Guided journaling can include a combination of techniques that involve creative visualization and relaxation. Some guided journaling apps, such as Jour, encourage taking deep breaths or taking pauses throughout the writing session.
Incorporating physical relaxation techniques when writing can help to relieve stress, insomnia, and anxiety. You may be encouraged to focus on changes happening in the body while inhaling, exhaling, and suddenly releasing tension in the muscles. Many mindfulness and meditation systems involve visualizing feelings flowing out of the body, relaxing the muscles, and relieving tension. However, guided journaling takes techniques like Progressive Muscle Relaxation and puts them into a guided, written goal.
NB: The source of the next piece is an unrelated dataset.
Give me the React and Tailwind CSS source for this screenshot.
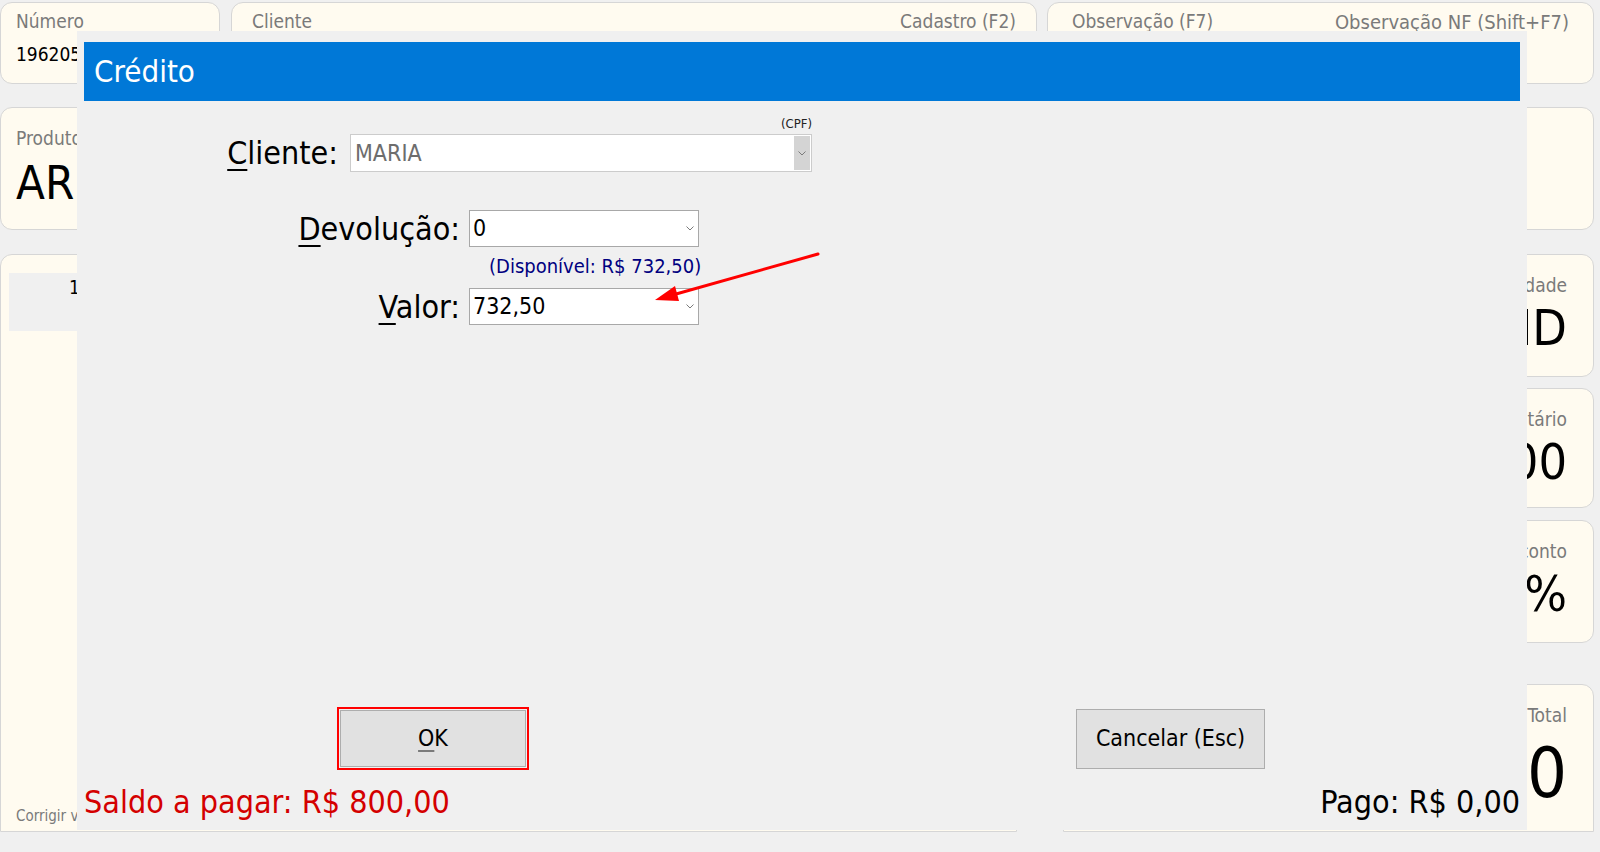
import React from 'react'

const Chevron = ({ className }) => (
    <svg width="8" height="5" viewBox="0 0 8 5" className={className}>
        <path d="M0.5 0.5 L4 4 L7.5 0.5" fill="none" stroke="#7a7a7a" strokeWidth="1" />
    </svg>
)

const Card = ({ className, children }) => (
    <div className={`bg-[#fffbf0] border border-[#d6d6d6] rounded-[12px] overflow-hidden ${className}`}>
        {children}
    </div>
)

const SideCard = ({ label, value, className, big }) => (
    <Card className={`flex flex-col items-end pr-[26px] ${className}`}>
        <span className="text-[19px] text-[#7a7a7a] mt-[16px]">{label}</span>
        <span className={`${big ? 'text-[70px] mt-[8px]' : 'text-[50px] mt-[3px]'} leading-none text-black`}>{value}</span>
    </Card>
)

export default function App() {
    return (
        <div className="relative w-[1600px] h-[852px] bg-[#f0f0f0] overflow-hidden font-['DejaVu_Sans_Condensed','DejaVu_Sans',sans-serif]">
            {/* fundo: tela de venda */}
            <div className="flex flex-col pt-[2px] pr-[6px]">
                <div className="flex gap-[10px] h-[82px]">
                    <Card className="w-[220px] pl-[15px] pt-[4px]">
                        <div className="text-[19px] text-[#7a7a7a]">Número</div>
                        <div className="text-[19px] text-black mt-[4px]">196205</div>
                    </Card>
                    <Card className="w-[806px] ml-[1px] px-[20px] pt-[4px]">
                        <div className="flex justify-between text-[19px] text-[#7a7a7a]">
                            <span>Cliente</span>
                            <span>Cadastro (F2)</span>
                        </div>
                    </Card>
                    <Card className="flex-1 px-[24px] pt-[4px]">
                        <div className="flex justify-between text-[19px] text-[#7a7a7a]">
                            <span>Observação (F7)</span>
                            <span className="text-[20px]">Observação NF (Shift+F7)</span>
                        </div>
                    </Card>
                </div>

                <Card className="mt-[23px] h-[123px] pl-[15px] pt-[16px]">
                    <div className="text-[19px] text-[#7a7a7a]">Produto</div>
                    <div className="text-[47px] leading-none text-black mt-[6px]">ARROZ</div>
                </Card>

                <div className="flex mt-[24px] h-[578px]">
                    <Card className="w-[1017px] flex flex-col !rounded-b-none">
                        <div className="mx-[8px] mt-[18px] h-[58px] bg-[#f0f0f0] pl-[60px] text-[19px]">1</div>
                        <div className="flex-1" />
                        <div className="pl-[15px] pb-[4px] text-[15px] text-[#7a7a7a]">Corrigir valor (F3)</div>
                    </Card>
                    <div className="ml-[46px] flex-1 flex flex-col">
                        <SideCard label="Quantidade" value="UND" className="h-[123px]" />
                        <SideCard label="Unitário" value="800,00" className="h-[120px] mt-[11px]" />
                        <SideCard label="Desconto" value="0%" className="h-[123px] mt-[12px]" />
                        <SideCard label="Total" value="800,00" className="h-[148px] mt-[41px] !rounded-b-none" big />
                    </div>
                </div>
            </div>

            {/* janela Crédito */}
            <div className="absolute left-[77px] top-[31px] w-[1450px] h-[799px] bg-[#f0f0f0] flex flex-col">
                <div className="mx-[7px] mt-[11px] h-[59px] bg-[#0078d7] flex items-center pl-[10px] text-white text-[31px]">
                    Crédito
                </div>

                <div className="w-[735px] text-right text-[13px] text-[#222] mt-[16px] leading-none">(CPF)</div>
                <div className="flex items-center mt-[4px]">
                    <span className="w-[261px] text-right text-[32px] text-black leading-none">
                        <span className="underline underline-offset-[5px] decoration-[2px]">C</span>liente:
                    </span>
                    <div className="ml-[12px] w-[462px] h-[38px] bg-white border border-[#cccccc] flex items-center">
                        <span className="flex-1 pl-[4px] text-[23px] text-[#6d6d6d]">MARIA</span>
                        <div className="w-[16px] h-[34px] mr-[1px] bg-[#d4d4d4] flex items-center justify-center">
                            <Chevron />
                        </div>
                    </div>
                </div>

                <div className="flex items-center mt-[38px]">
                    <span className="w-[383px] text-right text-[32px] text-black leading-none">
                        <span className="underline underline-offset-[5px] decoration-[2px]">D</span>evolução:
                    </span>
                    <div className="ml-[9px] w-[230px] h-[37px] bg-white border border-[#a8a8a8] flex items-center">
                        <span className="flex-1 pl-[3px] text-[23px] text-black">0</span>
                        <Chevron className="mr-[4px]" />
                    </div>
                </div>
                <div className="ml-[412px] mt-[7px] text-[20px] text-[#000080] leading-[24px]">(Disponível: R$ 732,50)</div>
                <div className="flex items-center mt-[10px]">
                    <span className="w-[383px] text-right text-[32px] text-black leading-none">
                        <span className="underline underline-offset-[5px] decoration-[2px]">V</span>alor:
                    </span>
                    <div className="ml-[9px] w-[230px] h-[37px] bg-white border border-[#a8a8a8] flex items-center">
                        <span className="flex-1 pl-[3px] text-[23px] text-black">732,50</span>
                        <Chevron className="mr-[4px]" />
                    </div>
                </div>

                <div className="flex items-center mt-[382px] h-[63px]">
                    <button className="ml-[260px] w-[192px] h-[63px] border-2 border-[#ff0000] p-[1px]">
                        <span className="w-full h-full bg-[#e1e1e1] border border-[#adadad] flex items-center justify-center text-[23px] text-black">
                            <span className="underline underline-offset-[4px] decoration-[#7a7a7a]">O</span>K
                        </span>
                    </button>
                    <button className="ml-[547px] w-[189px] h-[60px] bg-[#e1e1e1] border border-[#adadad] text-[23px] text-black">
                        Cancelar (Esc)
                    </button>
                </div>

                <div className="flex justify-between items-center px-[7px] mt-[12px] h-[40px] text-[32px]">
                    <span className="text-[#d40000]">Saldo a pagar: R$ 800,00</span>
                    <span className="text-black">Pago: R$ 0,00</span>
                </div>

                {/* seta vermelha */}
                <svg className="absolute left-[570px] top-[214px]" width="180" height="64" viewBox="0 0 180 64">
                    <line x1="171" y1="9" x2="22" y2="51" stroke="#ff0000" strokeWidth="3" strokeLinecap="round" />
                    <polygon points="8,55 28,41 32,56" fill="#ff0000" />
                </svg>
            </div>
        </div>
    )
}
How do I get started with guided journaling?
Guided journaling is not restricted to blank pen and pad, but there are also apps and journals with prompts embedded into notebooks.
The Passion Planner provides a journaling system that starts with a step-by-step roadmap of your goals. It begins by asking the journaler to make a wish and answer the question, “If I could do anything, have anything or be anything, what would it be?” to challenge the author to think beyond the most common restraints--time and money. To begin the exercise, a 5-minute countdown is encouraged while answering the question, and keeping in mind there are no limitations to what you can achieve.
The roadmap will later be used to define long and short-term goals. These goals are later broken down into actionable steps, daily prompts, and monthly check-ins. To start out the week, the Passion Planner begins with inspirational quotes that when embraced lead to self-inspiration and self-motivation. Following a guided journal increases self-awareness and mental well-being independently as a form of therapeutic help.
What are the long-term benefits of guided journaling?
Guided journaling leads to increased productivity, a deeper sense of gratitude, and self-compassion. It can be done as a form of therapeutic help, or it can be in combination with a therapist as a collaborative effort to make a purposeful, therapeutic journey.